Large-truck crashes claim the lives of thousands of people every year, and the number of these fatal crashes has risen a startling 52.6% between 2009 and 2018 according to the Federal Motor Carrier Safety Administration. Residents of Texas may be wondering about the reasons behind this increase. This is precisely what the FMCSA will be investigating in a new study.
In January 2020, the FMCSA made a formal proposal and has asked for feedback on how best to proceed with the study. Among other things, the organization is asking to what extent the findings of this new study should be comparable to those of the previous large-truck crash causation study made between 2001 and 2003.
The new study will cover tow-away, injury and fatal accidents reported to the FMCSA and determine the baseline of factors in these crashes. One factor is distracted driving caused by calling and texting behind the wheel, by in-cab navigation systems and fleet management systems and by safety features like automatic emergency braking.
Researchers also intend to see how identifying these crash factors will help them develop crash avoidance strategies for automated driving systems in the future. They hope the strategies will be effective even for vehicles with Level 4 or 5 automation, which stand for high and full automation.

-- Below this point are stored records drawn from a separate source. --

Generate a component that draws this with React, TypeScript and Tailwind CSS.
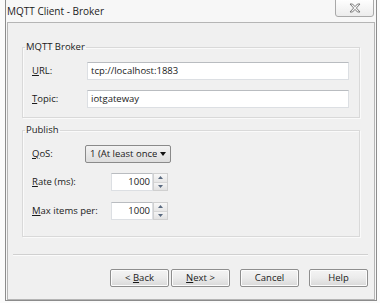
import React from 'react';

const font = { fontFamily: '"Open Sans", "Noto Sans", sans-serif' };

function Key({ k, rest }: { k: string; rest: string }) {
  return (
    <span>
      <span className="underline underline-offset-[1px]">{k}</span>
      {rest}
    </span>
  );
}

function TextBox({ value, className = '' }: { value: string; className?: string }) {
  return (
    <div
      className={`h-[18px] bg-white border border-[#dcdfe3] border-t-[#b9bcc0] flex items-center px-[3px] text-[9.5px] text-[#1a1a1a] ${className}`}
    >
      {value}
    </div>
  );
}

function Spinner({ value }: { value: string }) {
  return (
    <div className="flex h-[18px]">
      <div className="w-[42px] bg-white border border-[#dcdfe3] border-t-[#b9bcc0] flex items-center justify-end pr-[2px] text-[9.5px] text-[#1a1a1a]">
        {value}
      </div>
      <div className="w-[15px] flex flex-col border border-[#d0d0d0] bg-[#f4f4f4]">
        <div className="flex-1 flex items-center justify-center border-b border-[#d6d6d6] bg-gradient-to-b from-[#f8f8f8] to-[#e6e6e6]">
          <svg width="5" height="3" viewBox="0 0 5 3">
            <path d="M0 3 L2.5 0 L5 3 Z" fill="#5a6a80" />
          </svg>
        </div>
        <div className="flex-1 flex items-center justify-center bg-gradient-to-b from-[#f4f4f4] to-[#e2e2e2]">
          <svg width="5" height="3" viewBox="0 0 5 3">
            <path d="M0 0 L2.5 3 L5 0 Z" fill="#5a6a80" />
          </svg>
        </div>
      </div>
    </div>
  );
}

function DlgButton({ children }: { children: React.ReactNode }) {
  return (
    <div className="w-[59px] h-[18px] rounded-[2px] border border-[#8e8e8e] bg-gradient-to-b from-[#f4f4f4] via-[#ebebeb] to-[#d8d8d8] shadow-[inset_0_0_0_1px_#fcfcfc] flex items-center justify-center text-[9.5px] text-[#1a1a1a]">
      <span className="whitespace-pre">{children}</span>
    </div>
  );
}

export default function App() {
  return (
    <div className="w-[380px] h-[303px] bg-[#fbfbfb] overflow-hidden" style={font}>
      <div className="ml-[5px] w-[372px] h-[301px] border-x border-b border-[#8c8c8c] bg-[#f7f7f7] flex flex-col">
        {/* title row */}
        <div className="h-[22px] flex justify-between">
          <div className="pl-[1px] pt-[4px] text-[10px] leading-[14px] text-[#1c1c1c]">MQTT Client - Broker</div>
          <div className="-mt-[2px] mr-[2px] w-[39px] h-[19px] rounded-b-[3px] border border-[#a9a9a9] bg-gradient-to-b from-[#ffffff] to-[#ececec] flex items-center justify-center">
            <svg width="12" height="10" viewBox="0 0 12 10">
              <path
                d="M1 1 H3.5 L6 3.6 L8.5 1 H11 L7.4 5 L11 9 H8.5 L6 6.4 L3.5 9 H1 L4.6 5 Z"
                fill="#f4f4f4"
                stroke="#6e6e6e"
                strokeWidth="0.9"
                strokeLinejoin="round"
              />
            </svg>
          </div>
        </div>

        {/* body */}
        <div className="mx-[1px] flex-1 border border-[#b5b5b5] bg-[#f0f0f0] flex flex-col text-[#1a1a1a]">
          <fieldset className="mt-[18px] mx-[14px] border border-[#d9d9d9] shadow-[inset_1px_1px_0_#fafafa,1px_1px_0_#fafafa] px-[9px] pt-[9px] pb-[9px] flex flex-col gap-[10px]">
            <legend className="-ml-[7px] px-[1px] text-[9.5px] leading-[12px]">MQTT Broker</legend>
            <div className="flex items-center">
              <div className="w-[55px] text-[9.5px]"><Key k="U" rest="RL:" /></div>
              <TextBox value="tcp://localhost:1883" className="flex-1 mr-[1px]" />
            </div>
            <div className="flex items-center">
              <div className="w-[55px] text-[9.5px]"><Key k="T" rest="opic:" /></div>
              <TextBox value="iotgateway" className="flex-1 mr-[1px]" />
            </div>
          </fieldset>

          <fieldset className="mt-[6px] mx-[14px] border border-[#d9d9d9] shadow-[inset_1px_1px_0_#fafafa,1px_1px_0_#fafafa] px-[9px] pt-[9px] pb-[16px] flex flex-col">
            <legend className="-ml-[7px] px-[1px] text-[9.5px] leading-[12px]">Publish</legend>
            <div className="flex items-center">
              <div className="w-[53px] text-[9.5px]"><Key k="Q" rest="oS:" /></div>
              <div className="w-[86px] h-[18px] rounded-[2px] border border-[#8a8a8a] bg-gradient-to-b from-[#f3f3f3] to-[#dddddd] flex items-center overflow-hidden">
                <span className="flex-1 pl-[4px] text-[9.5px] whitespace-nowrap overflow-hidden">1 (At least once)</span>
                <svg width="13" height="6" viewBox="0 0 13 6" className="shrink-0">
                  <path d="M3 1 L9 1 L6 5 Z" fill="#111" />
                </svg>
              </div>
            </div>
            <div className="flex items-center mt-[10px]">
              <div className="w-[79px] text-[9.5px]"><Key k="R" rest="ate (ms):" /></div>
              <Spinner value="1000" />
            </div>
            <div className="flex items-center mt-[11px]">
              <div className="w-[79px] text-[9.5px]"><Key k="M" rest="ax items per:" /></div>
              <Spinner value="1000" />
            </div>
          </fieldset>

          <div className="mt-[17px] ml-[5px] mr-[6px] h-[2px] border-t border-[#d0d0d0] border-b border-b-[#fbfbfb]" />

          <div className="mt-[13px] pr-[6px] flex justify-end">
            <DlgButton>{'< '}<Key k="B" rest="ack" /></DlgButton>
            <div className="ml-[2px]">
              <DlgButton><Key k="N" rest="ext" />{' >'}</DlgButton>
            </div>
            <div className="ml-[10px]">
              <DlgButton>Cancel</DlgButton>
            </div>
            <div className="ml-[10px]">
              <DlgButton>Help</DlgButton>
            </div>
          </div>
        </div>
      </div>
    </div>
  );
}
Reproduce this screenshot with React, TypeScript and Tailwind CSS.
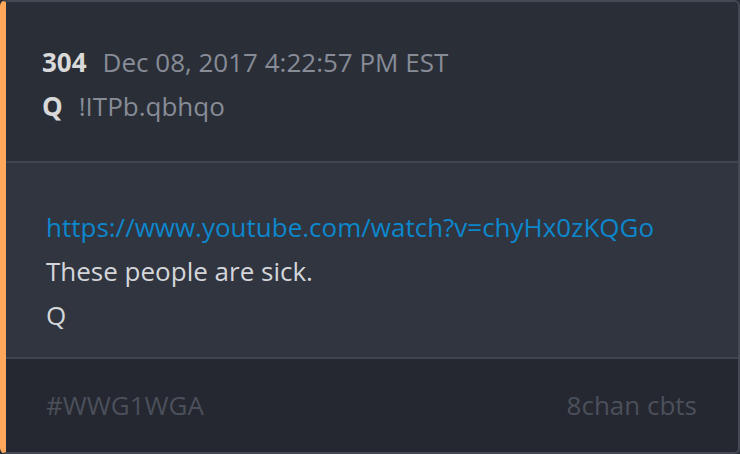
import React from "react";

export default function App() {
  return (
    <div className="w-[740px] h-[454px] bg-[#2a2e37]" style={{ fontFamily: '"Open Sans", sans-serif' }}>
      <div className="w-[740px] h-[454px] flex flex-col overflow-hidden rounded-[6px] border-2 border-[#444953] border-l-[6px] border-l-[#ffa85c]">
        <div className="h-[159px] shrink-0 bg-[#2a2e37] pl-[36px] pt-[38px] text-[26px] leading-[44px]">
          <div className="flex items-center gap-[16px]">
            <span className="font-bold text-[#d9d9d9]">304</span>
            <span className="text-[#878c97]">Dec 08, 2017 4:22:57 PM EST</span>
          </div>
          <div className="flex items-center gap-[16px]">
            <span className="font-bold text-[#d9d9d9]">Q</span>
            <span className="text-[#878c97]">!ITPb.qbhqo</span>
          </div>
        </div>
        <div className="h-[2px] shrink-0 bg-[#40454f]" />
        <div className="h-[194px] shrink-0 bg-[#303540] pl-[40px] pt-[42px] text-[26px] leading-[44px] text-[#d4d6da]">
          <div className="text-[#0d87cc]">https://www.youtube.com/watch?v=chyHx0zKQGo</div>
          <div>These people are sick.</div>
          <div>Q</div>
        </div>
        <div className="h-[2px] shrink-0 bg-[#40454f]" />
        <div className="flex-1 bg-[#252830] flex items-center justify-between pl-[40px] pr-[41px] text-[26px] text-[#4b505b]">
          <span>#WWG1WGA</span>
          <span>8chan cbts</span>
        </div>
      </div>
    </div>
  );
}
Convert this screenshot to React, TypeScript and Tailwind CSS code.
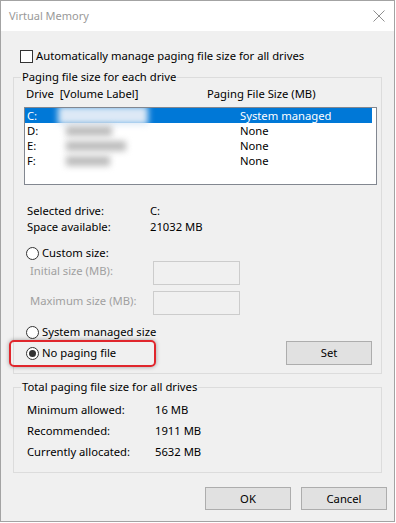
import React from "react";

function Radio({ checked }: { checked?: boolean }) {
  return (
    <span className="w-[13px] h-[13px] rounded-full border border-[#333333] bg-white flex items-center justify-center shrink-0">
      {checked && <span className="w-[7px] h-[7px] rounded-full bg-[#333333]" />}
    </span>
  );
}

function Btn({ label, h }: { label: string; h: string }) {
  return (
    <div className={`w-[86px] ${h} bg-[#e1e1e1] border border-[#adadad] flex items-center justify-center text-black`}>
      {label}
    </div>
  );
}

const rows = [
  { d: "C:", v: "System managed", sel: true, blob: "w-[90px]" },
  { d: "D:", v: "None", sel: false, blob: "w-[46px]" },
  { d: "E:", v: "None", sel: false, blob: "w-[60px]" },
  { d: "F:", v: "None", sel: false, blob: "w-[44px]" },
];

export default function App() {
  return (
    <div className="w-[396px] h-[523px] bg-white font-['Noto_Sans',sans-serif] text-[11.25px] leading-[16px] text-black">
      <div className="w-[395px] h-[522px] border border-[#a3a3a3] bg-[#f0f0f0] flex flex-col">
        {/* Title bar */}
        <div className="h-[30px] bg-white flex items-center justify-between shrink-0">
          <span className="pl-[8px] text-[#999999] text-[11px]">Virtual Memory</span>
          <svg width="12" height="12" viewBox="0 0 12 12" className="mr-[9px]">
            <line x1="0.5" y1="0.5" x2="11.5" y2="11.5" stroke="#8f8f8f" strokeWidth="1" />
            <line x1="11.5" y1="0.5" x2="0.5" y2="11.5" stroke="#8f8f8f" strokeWidth="1" />
          </svg>
        </div>

        {/* Checkbox */}
        <div className="mt-[17px] ml-[19px] h-[16px] flex items-center gap-[3px]">
          <span className="w-[13px] h-[13px] border border-[#333333] bg-white shrink-0" />
          <span>Automatically manage paging file size for all drives</span>
        </div>

        {/* Group 1 */}
        <fieldset className="mt-[5px] ml-[12px] w-[369px] border border-[#dcdcdc] pb-[8px]">
          <legend className="ml-[7px] px-[1px] leading-[16px]">Paging file size for each drive</legend>
          <div className="mt-[1px] h-[16px] flex">
            <span className="ml-[12px] w-[181px] whitespace-pre">Drive  [Volume Label]</span>
            <span>Paging File Size (MB)</span>
          </div>
          <div className="mt-[5px] ml-[10px] w-[353px] h-[78px] border border-[#828790] bg-white overflow-hidden">
            {rows.map((r) => (
              <div
                key={r.d}
                className={`w-[347px] h-[15px] flex items-center ${r.sel ? "bg-[#0078d7] text-white" : ""}`}
              >
                <span className="w-[33px] pl-[2px] shrink-0">{r.d}</span>
                <span className="w-[182px] shrink-0 flex items-center">
                  {r.sel ? (
                    <span className="w-[90px] h-[19px] bg-[#dde9f6] blur-[3px]" />
                  ) : (
                    <span className={`ml-[8px] ${r.blob} h-[10px] bg-[#bdbdbd] blur-[3px]`} />
                  )}
                </span>
                <span>{r.v}</span>
              </div>
            ))}
          </div>

          <div className="mt-[18px] pl-[13px] h-[16px] flex">
            <span className="w-[123px]">Selected drive:</span>
            <span>C:</span>
          </div>
          <div className="pl-[13px] h-[16px] flex">
            <span className="w-[123px]">Space available:</span>
            <span>21032 MB</span>
          </div>

          <div className="mt-[10px] ml-[12px] h-[16px] flex items-center gap-[3px]">
            <Radio />
            <span>Custom size:</span>
          </div>
          <div className="h-[24px] flex items-start">
            <span className="w-[139px] pl-[16px] pt-[2px] text-[#a0a0a0]">Initial size (MB):</span>
            <span className="w-[87px] h-[24px] border border-[#cccccc] bg-[#f0f0f0]" />
          </div>
          <div className="mt-[6px] h-[24px] flex items-start">
            <span className="w-[139px] pl-[16px] pt-[2px] text-[#a0a0a0]">Maximum size (MB):</span>
            <span className="w-[87px] h-[24px] border border-[#cccccc] bg-[#f0f0f0]" />
          </div>

          <div className="mt-[9px] ml-[12px] h-[16px] flex items-center gap-[3px]">
            <Radio />
            <span>System managed size</span>
          </div>
          <div className="mt-[1px] h-[24px] flex items-center justify-between">
            <div className="relative ml-[12px] h-[16px] flex items-center gap-[3px]">
              <Radio checked />
              <span>No paging file</span>
              <div className="absolute -left-[17px] -top-[5px] w-[147px] h-[27px] border-2 border-[#e0262c] rounded-[5px] shadow-[0_0_4px_rgba(0,0,0,0.35)]" />
            </div>
            <div className="mr-[9px]">
              <Btn label="Set" h="h-[24px]" />
            </div>
          </div>
        </fieldset>

        {/* Group 2 */}
        <fieldset className="mt-[5px] ml-[12px] w-[369px] border border-[#dcdcdc] pb-[12px]">
          <legend className="ml-[7px] px-[1px] leading-[16px]">Total paging file size for all drives</legend>
          <div className="mt-[7px] pl-[13px] h-[16px] flex">
            <span className="w-[128px]">Minimum allowed:</span>
            <span>16 MB</span>
          </div>
          <div className="mt-[5px] pl-[13px] h-[16px] flex">
            <span className="w-[128px]">Recommended:</span>
            <span>1911 MB</span>
          </div>
          <div className="mt-[5px] pl-[13px] h-[16px] flex">
            <span className="w-[128px]">Currently allocated:</span>
            <span>5632 MB</span>
          </div>
        </fieldset>

        {/* Buttons */}
        <div className="mt-[14px] pr-[7px] flex justify-end gap-[10px]">
          <Btn label="OK" h="h-[23px]" />
          <Btn label="Cancel" h="h-[23px]" />
        </div>
      </div>
    </div>
  );
}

Regardless of what technology is present in their rigs, truckers must be alert at all times and never act as if their rigs were self-driving. If they become negligent and cause a wreck, then their company may have to pay out a significant amount in compensation to the victims. Compensation may cover things like medical expenses, vehicle replacement costs, pain and suffering and emotional trauma. To present a strong case and work toward a fair settlement out of court, victims may consider hiring an attorney.